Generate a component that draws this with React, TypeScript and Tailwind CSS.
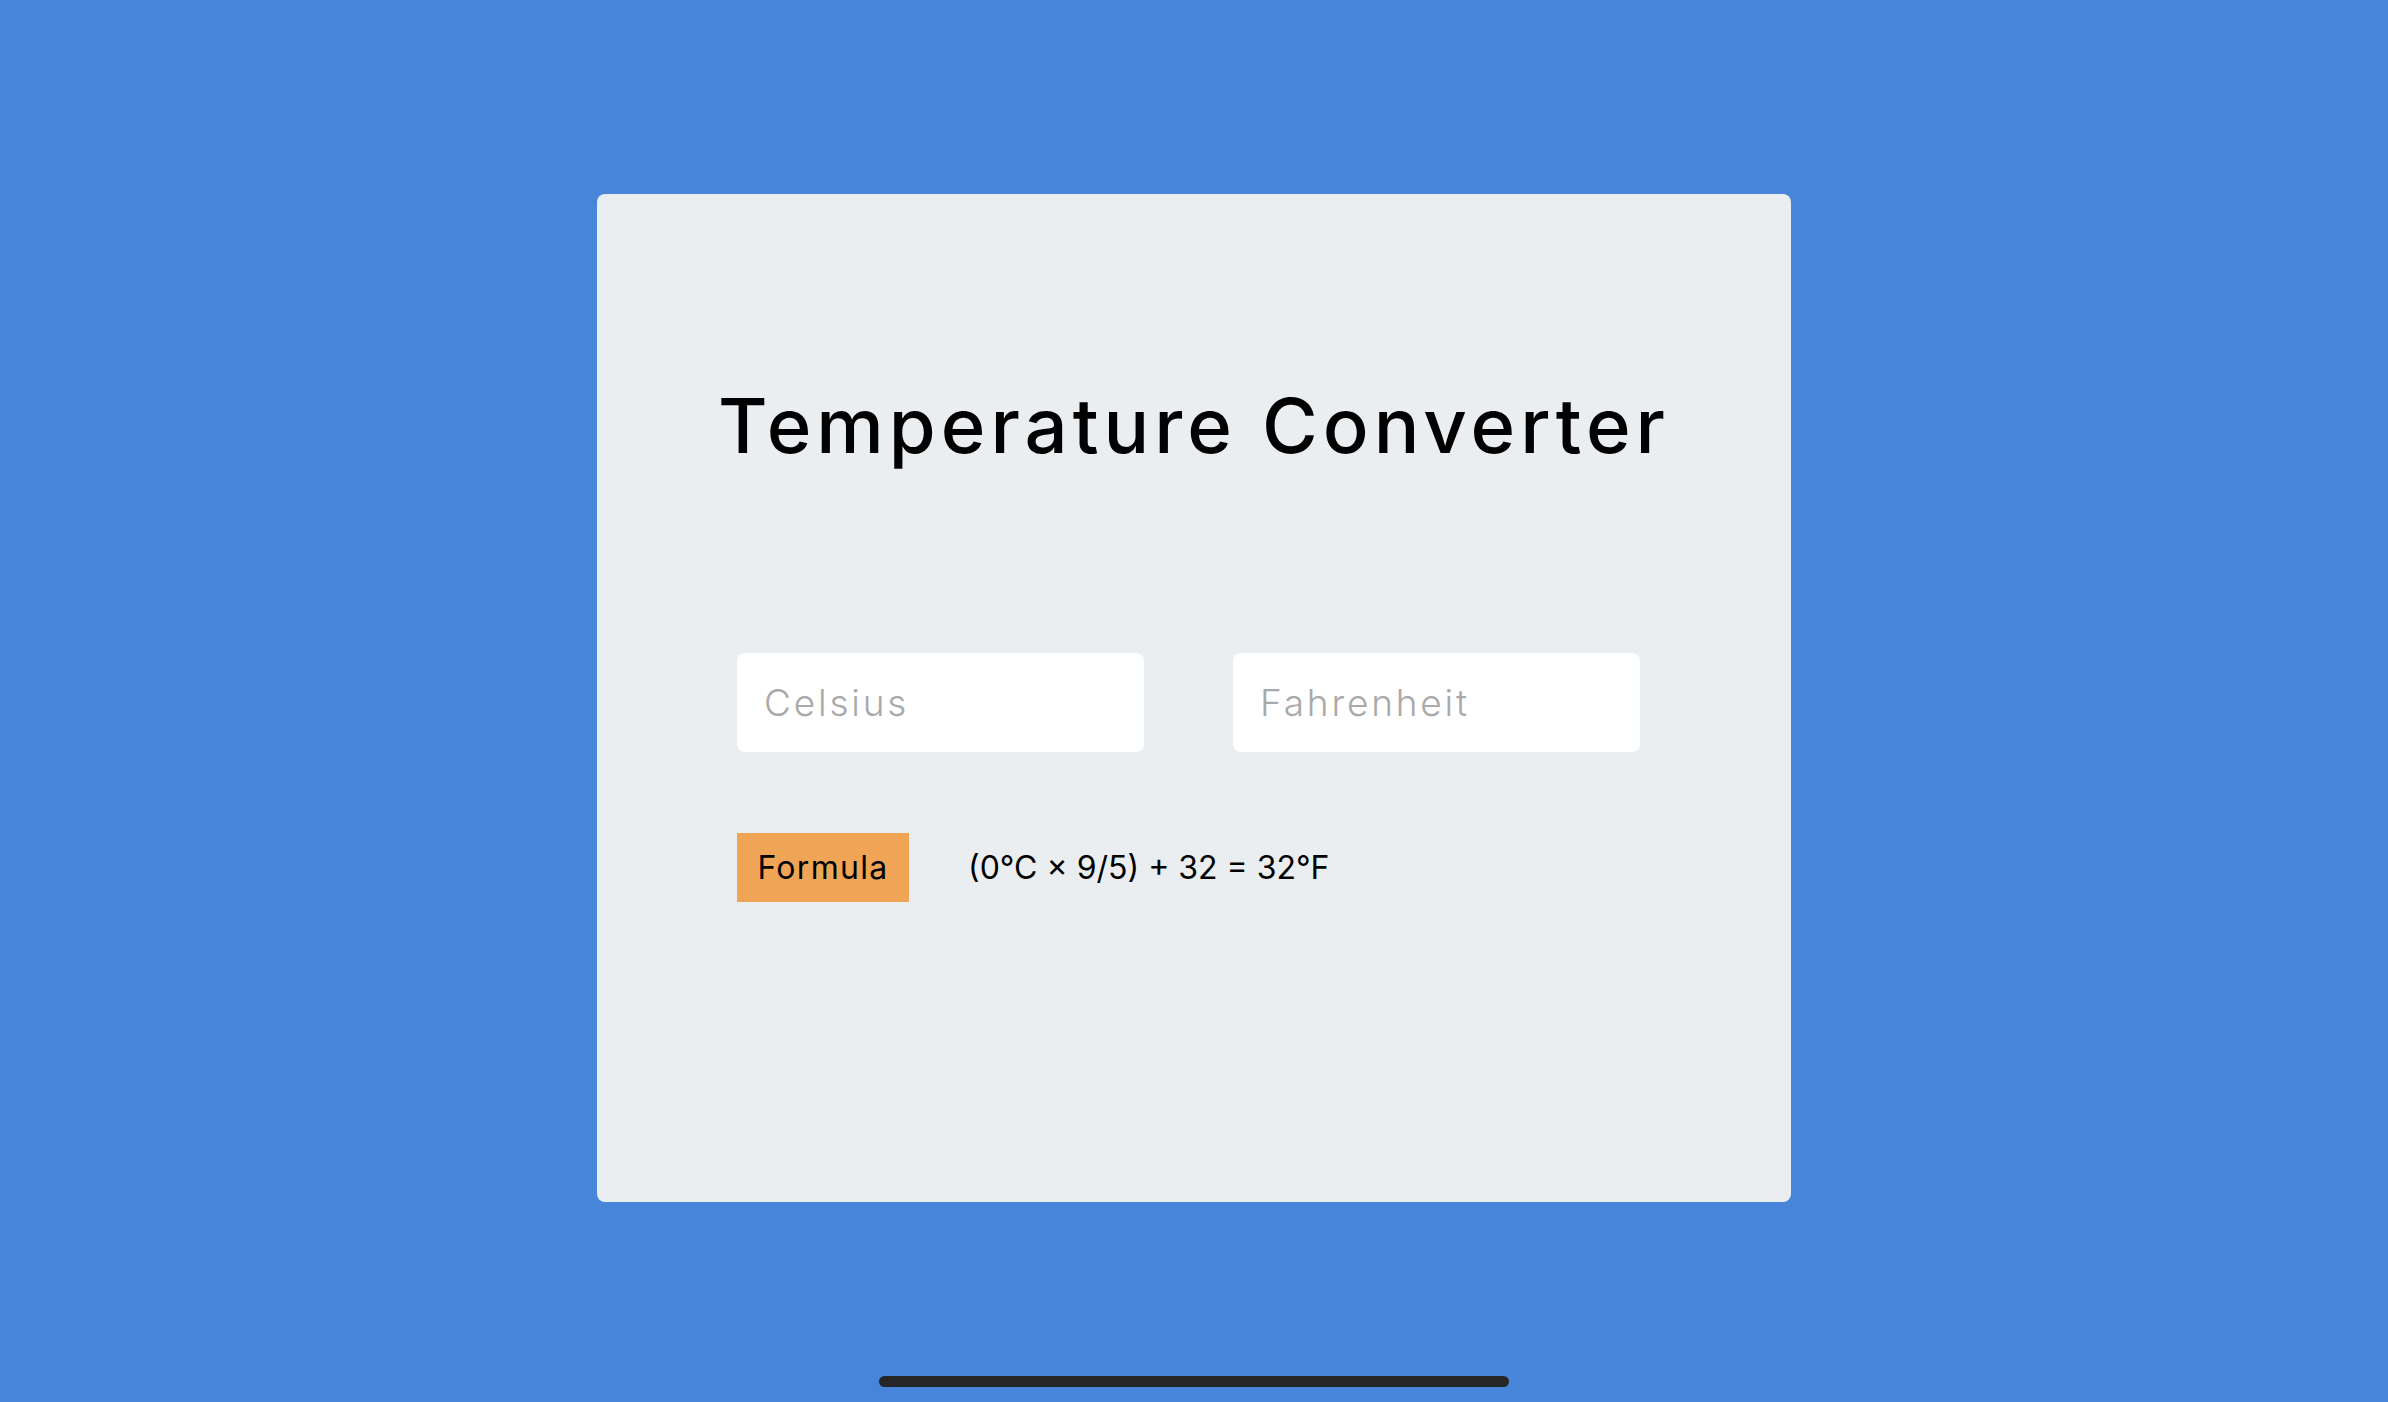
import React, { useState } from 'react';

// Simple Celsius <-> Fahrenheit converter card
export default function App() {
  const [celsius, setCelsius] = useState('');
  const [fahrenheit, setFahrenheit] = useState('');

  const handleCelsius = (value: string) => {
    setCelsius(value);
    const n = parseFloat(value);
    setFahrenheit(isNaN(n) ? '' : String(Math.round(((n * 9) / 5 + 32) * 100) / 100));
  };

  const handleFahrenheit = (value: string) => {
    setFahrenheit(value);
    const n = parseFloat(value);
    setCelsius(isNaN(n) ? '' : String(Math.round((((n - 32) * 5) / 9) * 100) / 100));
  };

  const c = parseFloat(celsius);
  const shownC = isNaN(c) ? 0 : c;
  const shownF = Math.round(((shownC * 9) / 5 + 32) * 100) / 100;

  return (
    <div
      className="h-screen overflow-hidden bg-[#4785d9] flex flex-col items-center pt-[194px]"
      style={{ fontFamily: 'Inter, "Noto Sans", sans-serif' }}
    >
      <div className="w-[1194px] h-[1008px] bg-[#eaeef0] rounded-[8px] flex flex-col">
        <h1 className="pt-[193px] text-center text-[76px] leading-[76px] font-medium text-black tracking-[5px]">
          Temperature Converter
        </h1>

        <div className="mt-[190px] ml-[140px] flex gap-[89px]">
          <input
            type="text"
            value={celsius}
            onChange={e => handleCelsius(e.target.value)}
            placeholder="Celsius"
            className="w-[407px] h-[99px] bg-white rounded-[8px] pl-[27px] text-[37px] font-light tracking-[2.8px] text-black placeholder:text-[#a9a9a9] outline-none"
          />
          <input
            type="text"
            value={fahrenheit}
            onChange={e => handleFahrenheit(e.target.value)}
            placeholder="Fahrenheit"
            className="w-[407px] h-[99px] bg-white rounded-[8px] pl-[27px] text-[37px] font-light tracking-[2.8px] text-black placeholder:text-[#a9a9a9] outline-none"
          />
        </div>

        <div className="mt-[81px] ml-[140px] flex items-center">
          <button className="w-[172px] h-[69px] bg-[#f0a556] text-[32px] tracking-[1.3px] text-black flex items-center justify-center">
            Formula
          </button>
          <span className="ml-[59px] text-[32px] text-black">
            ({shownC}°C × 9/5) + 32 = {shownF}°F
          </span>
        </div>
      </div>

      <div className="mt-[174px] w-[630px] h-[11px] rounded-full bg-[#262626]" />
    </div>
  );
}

** REQUIRED TASK **
Reproduce all of the data exactly; the pictures do not belong in the copy.

** COMPLETED EXERCISE **
Generate a component that draws this with React, TypeScript and Tailwind CSS.
import React, { useState } from 'react';

// Simple Celsius <-> Fahrenheit converter card
export default function App() {
  const [celsius, setCelsius] = useState('');
  const [fahrenheit, setFahrenheit] = useState('');

  const handleCelsius = (value: string) => {
    setCelsius(value);
    const n = parseFloat(value);
    setFahrenheit(isNaN(n) ? '' : String(Math.round(((n * 9) / 5 + 32) * 100) / 100));
  };

  const handleFahrenheit = (value: string) => {
    setFahrenheit(value);
    const n = parseFloat(value);
    setCelsius(isNaN(n) ? '' : String(Math.round((((n - 32) * 5) / 9) * 100) / 100));
  };

  const c = parseFloat(celsius);
  const shownC = isNaN(c) ? 0 : c;
  const shownF = Math.round(((shownC * 9) / 5 + 32) * 100) / 100;

  return (
    <div
      className="h-screen overflow-hidden bg-[#4785d9] flex flex-col items-center pt-[194px]"
      style={{ fontFamily: 'Inter, "Noto Sans", sans-serif' }}
    >
      <div className="w-[1194px] h-[1008px] bg-[#eaeef0] rounded-[8px] flex flex-col">
        <h1 className="pt-[193px] text-center text-[76px] leading-[76px] font-medium text-black tracking-[5px]">
          Temperature Converter
        </h1>

        <div className="mt-[190px] ml-[140px] flex gap-[89px]">
          <input
            type="text"
            value={celsius}
            onChange={e => handleCelsius(e.target.value)}
            placeholder="Celsius"
            className="w-[407px] h-[99px] bg-white rounded-[8px] pl-[27px] text-[37px] font-light tracking-[2.8px] text-black placeholder:text-[#a9a9a9] outline-none"
          />
          <input
            type="text"
            value={fahrenheit}
            onChange={e => handleFahrenheit(e.target.value)}
            placeholder="Fahrenheit"
            className="w-[407px] h-[99px] bg-white rounded-[8px] pl-[27px] text-[37px] font-light tracking-[2.8px] text-black placeholder:text-[#a9a9a9] outline-none"
          />
        </div>

        <div className="mt-[81px] ml-[140px] flex items-center">
          <button className="w-[172px] h-[69px] bg-[#f0a556] text-[32px] tracking-[1.3px] text-black flex items-center justify-center">
            Formula
          </button>
          <span className="ml-[59px] text-[32px] text-black">
            ({shownC}°C × 9/5) + 32 = {shownF}°F
          </span>
        </div>
      </div>

      <div className="mt-[174px] w-[630px] h-[11px] rounded-full bg-[#262626]" />
    </div>
  );
}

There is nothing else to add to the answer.